New Orleans quarterback Drew Brees celebrates after the Saints beat Indianapolis in Super Bowl XLIV. (Allen Eyestone/The Palm Beach Post)

With the 2006 season on the horizon, then-Dolphins coach Nick Saban gathered leaders on the team and asked them if they’d rather have Drew Brees or Daunte Culpepper as their new quarterback.

“In unison, we said, ‘Drew Brees,’ ” defensive lineman Kevin Carter said.

That exchange came to light this week in Albert Breer’s piece on Saban’s future NFL prospects for Sports Illustrated’s Monday Morning Quarterback.

Dolphins fans don’t need to be reminded what happened next. Saban and the Dolphins overruled the players, opting for Culpepper. Saban has said that team doctors were concerned about the health of Brees’ shoulder.

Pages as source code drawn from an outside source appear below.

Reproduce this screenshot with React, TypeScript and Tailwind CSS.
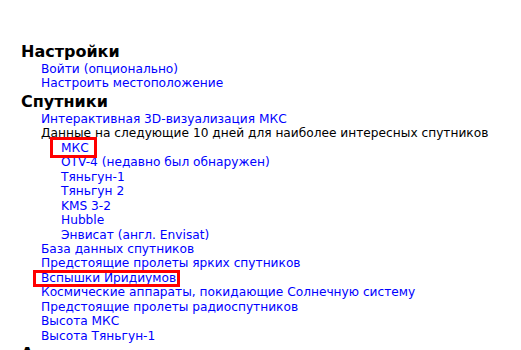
import React from 'react';

const Mark = ({ children, box }: { children: React.ReactNode; box: string }) => (
  <span className="relative inline-block">
    {children}
    <span className={'pointer-events-none absolute border-[3px] border-[#ff0000] ' + box}></span>
  </span>
);

const Link = ({ children }: { children: React.ReactNode }) => (
  <div>
    <a href="#" className="text-[#0000ff]">
      {children}
    </a>
  </div>
);

const App = () => {
  const satellites = ['OTV-4 (недавно был обнаружен)', 'Тяньгун-1', 'Тяньгун 2', 'KMS 3-2', 'Hubble', 'Энвисат (англ. Envisat)'];
  const more = [
    'Космические аппараты, покидающие Солнечную систему',
    'Предстоящие пролеты радиоспутников',
    'Высота МКС',
    'Высота Тяньгун-1',
  ];

  return (
    <div className="h-[350px] overflow-hidden bg-white pl-[21px] pt-[41px] font-['DejaVu_Sans',Verdana,sans-serif] text-[12.2px] leading-[14.45px] text-black">
      <h3 className="text-[16px] font-bold leading-[21px]">Настройки</h3>
      <div className="pl-[20px]">
        <Link>Войти (опционально)</Link>
        <Link>Настроить местоположение</Link>
      </div>

      <h3 className="text-[16px] font-bold leading-[21px]">Спутники</h3>
      <div className="pl-[20px]">
        <Link>Интерактивная 3D-визуализация МКС</Link>
        <div>Данные на следующие 10 дней для наиболее интересных спутников</div>
        <div className="pl-[20px]">
          <Link>
            <Mark box="-left-[11px] -right-[8px] -top-[4px] -bottom-[3px]">МКС</Mark>
          </Link>
          {satellites.map((s) => (
            <Link key={s}>{s}</Link>
          ))}
        </div>
        <Link>База данных спутников</Link>
        <Link>Предстоящие пролеты ярких спутников</Link>
        <Link>
          <Mark box="-left-[8px] -right-[4px] -top-[1px] -bottom-[2px]">Вспышки Иридиумов</Mark>
        </Link>
        {more.map((s) => (
          <Link key={s}>{s}</Link>
        ))}
      </div>

      <h3 className="text-[16px] font-bold leading-[21px]">Астрономия</h3>
    </div>
  );
};

export default App;
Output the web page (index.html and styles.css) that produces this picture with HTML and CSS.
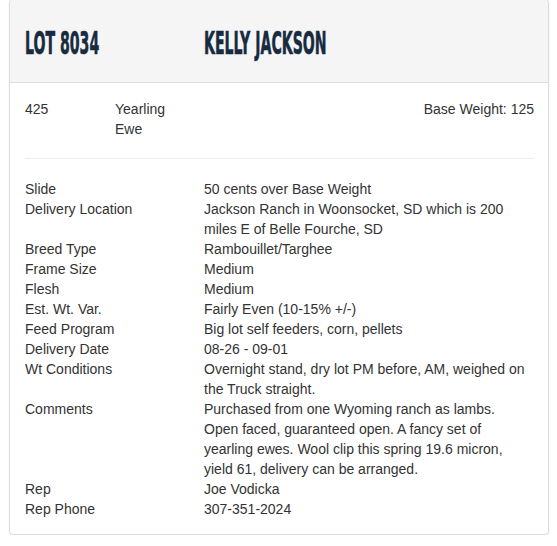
FILE: index.html
```html
<!DOCTYPE html>
<html>
<head>
<meta charset="utf-8">
<link rel="stylesheet" href="styles.css">
</head>
<body>
<div class="panel">
  <div class="panel-heading">
    <h2 class="lot">LOT 8034</h2>
    <h2 class="name">KELLY JACKSON</h2>
  </div>
  <div class="panel-body">
    <div class="top-row">
      <div class="qty">425</div>
      <div class="kind">Yearling Ewe</div>
      <div class="base">Base Weight: 125</div>
    </div>
    <hr class="sep">
    <dl class="details">
      <dt>Slide</dt><dd>50 cents over Base Weight</dd>
      <dt>Delivery Location</dt><dd>Jackson Ranch in Woonsocket, SD which is 200 miles E of Belle Fourche, SD</dd>
      <dt>Breed Type</dt><dd>Rambouillet/Targhee</dd>
      <dt>Frame Size</dt><dd>Medium</dd>
      <dt>Flesh</dt><dd>Medium</dd>
      <dt>Est. Wt. Var.</dt><dd>Fairly Even (10-15% +/-)</dd>
      <dt>Feed Program</dt><dd>Big lot self feeders, corn, pellets</dd>
      <dt>Delivery Date</dt><dd>08-26 - 09-01</dd>
      <dt>Wt Conditions</dt><dd>Overnight stand, dry lot PM before, AM, weighed on the Truck straight.</dd>
      <dt>Comments</dt><dd>Purchased from one Wyoming ranch as lambs. Open faced, guaranteed open. A fancy set of yearling ewes. Wool clip this spring 19.6 micron, yield 61, delivery can be arranged.</dd>
      <dt>Rep</dt><dd>Joe Vodicka</dd>
      <dt>Rep Phone</dt><dd>307-351-2024</dd>
    </dl>
  </div>
</div>
</body>
</html>
```
FILE: styles.css
```css
html, body {
  margin: 0;
  padding: 0;
  background: #fff;
}
body {
  font-family: "Liberation Sans", Arial, sans-serif;
  font-size: 14px;
  line-height: 20px;
  color: #333;
}
.panel {
  margin: -1px 8px 0 9px;
  border: 1px solid #ddd;
  border-radius: 4px;
  box-shadow: 0 1px 2px rgba(0,0,0,0.08);
  background: #fff;
}
.panel-heading {
  background: #f5f5f5;
  border-bottom: 1px solid #ddd;
  height: 83px;
  display: flex;
  align-items: center;
  padding: 0 15px;
  box-sizing: border-box;
  border-radius: 3px 3px 0 0;
}
.panel-heading h2 {
  margin: 0;
  font-family: "DejaVu Sans", sans-serif;
  font-stretch: condensed;
  font-weight: bold;
  font-size: 32px;
  line-height: 34px;
  color: #172b40;
  transform: scaleX(0.49);
  transform-origin: left center;
  white-space: nowrap;
  padding-top: 4px;
  -webkit-text-stroke: 0.6px #172b40;
}
.panel-heading .lot {
  width: 179px;
  flex: none;
}
.panel-body {
  padding: 16px 14px 15px 15px;
}
.top-row {
  display: flex;
}
.qty {
  width: 90px;
  flex: none;
}
.kind {
  width: 70px;
  flex: none;
}
.base {
  flex: 1;
  text-align: right;
}
.sep {
  border: 0;
  border-top: 1px solid #eee;
  margin: 19px 0 20px;
}
.details {
  display: grid;
  grid-template-columns: 179px 1fr;
  margin: 0;
}
.details dt {
  font-weight: normal;
}
.details dd {
  margin: 0;
  padding-right: 6px;
}
```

Culpepper played all of four games for Miami, winning just one, before getting hurt once again.

Brees remains one of the best quarterbacks in the NFL, will someday be in the Pro Football Hall of Fame and, dumping more salt on things, won a Super Bowl played in Miami with the Saints.

Oh, and Saban soon was on his way to Alabama and the Dolphins continued their never-ending search for a great quarterback in the post-Marino era.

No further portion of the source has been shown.